* **INSTRUCTIONS TO FOLLOW**:
Go through the listing and copy every line word for word.

========================================================================

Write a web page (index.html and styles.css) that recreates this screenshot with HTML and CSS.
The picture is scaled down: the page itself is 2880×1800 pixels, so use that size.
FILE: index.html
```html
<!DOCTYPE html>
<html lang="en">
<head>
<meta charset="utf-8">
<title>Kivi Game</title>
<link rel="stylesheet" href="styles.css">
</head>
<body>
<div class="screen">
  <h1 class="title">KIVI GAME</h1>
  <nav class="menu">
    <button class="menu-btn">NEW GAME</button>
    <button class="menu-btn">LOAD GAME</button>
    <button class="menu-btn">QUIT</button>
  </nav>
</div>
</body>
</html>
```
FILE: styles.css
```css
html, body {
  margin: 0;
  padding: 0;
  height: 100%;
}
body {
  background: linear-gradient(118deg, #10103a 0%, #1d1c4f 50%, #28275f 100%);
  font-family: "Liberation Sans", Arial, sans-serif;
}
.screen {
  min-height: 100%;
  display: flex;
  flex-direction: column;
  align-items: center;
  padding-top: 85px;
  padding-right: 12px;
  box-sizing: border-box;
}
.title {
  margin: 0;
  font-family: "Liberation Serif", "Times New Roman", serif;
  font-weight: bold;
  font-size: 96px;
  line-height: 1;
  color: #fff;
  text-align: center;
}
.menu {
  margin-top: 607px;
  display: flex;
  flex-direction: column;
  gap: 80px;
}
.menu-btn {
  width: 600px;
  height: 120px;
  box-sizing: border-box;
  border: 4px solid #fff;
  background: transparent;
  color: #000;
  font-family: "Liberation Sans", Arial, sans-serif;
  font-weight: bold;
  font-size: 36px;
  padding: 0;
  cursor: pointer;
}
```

========================================================================

* **ANSWER**:
Write a web page (index.html and styles.css) that recreates this screenshot with HTML and CSS.
The picture is scaled down: the page itself is 2880×1800 pixels, so use that size.
FILE: index.html
```html
<!DOCTYPE html>
<html lang="en">
<head>
<meta charset="utf-8">
<title>Kivi Game</title>
<link rel="stylesheet" href="styles.css">
</head>
<body>
<div class="screen">
  <h1 class="title">KIVI GAME</h1>
  <nav class="menu">
    <button class="menu-btn">NEW GAME</button>
    <button class="menu-btn">LOAD GAME</button>
    <button class="menu-btn">QUIT</button>
  </nav>
</div>
</body>
</html>
```
FILE: styles.css
```css
html, body {
  margin: 0;
  padding: 0;
  height: 100%;
}
body {
  background: linear-gradient(118deg, #10103a 0%, #1d1c4f 50%, #28275f 100%);
  font-family: "Liberation Sans", Arial, sans-serif;
}
.screen {
  min-height: 100%;
  display: flex;
  flex-direction: column;
  align-items: center;
  padding-top: 85px;
  padding-right: 12px;
  box-sizing: border-box;
}
.title {
  margin: 0;
  font-family: "Liberation Serif", "Times New Roman", serif;
  font-weight: bold;
  font-size: 96px;
  line-height: 1;
  color: #fff;
  text-align: center;
}
.menu {
  margin-top: 607px;
  display: flex;
  flex-direction: column;
  gap: 80px;
}
.menu-btn {
  width: 600px;
  height: 120px;
  box-sizing: border-box;
  border: 4px solid #fff;
  background: transparent;
  color: #000;
  font-family: "Liberation Sans", Arial, sans-serif;
  font-weight: bold;
  font-size: 36px;
  padding: 0;
  cursor: pointer;
}
```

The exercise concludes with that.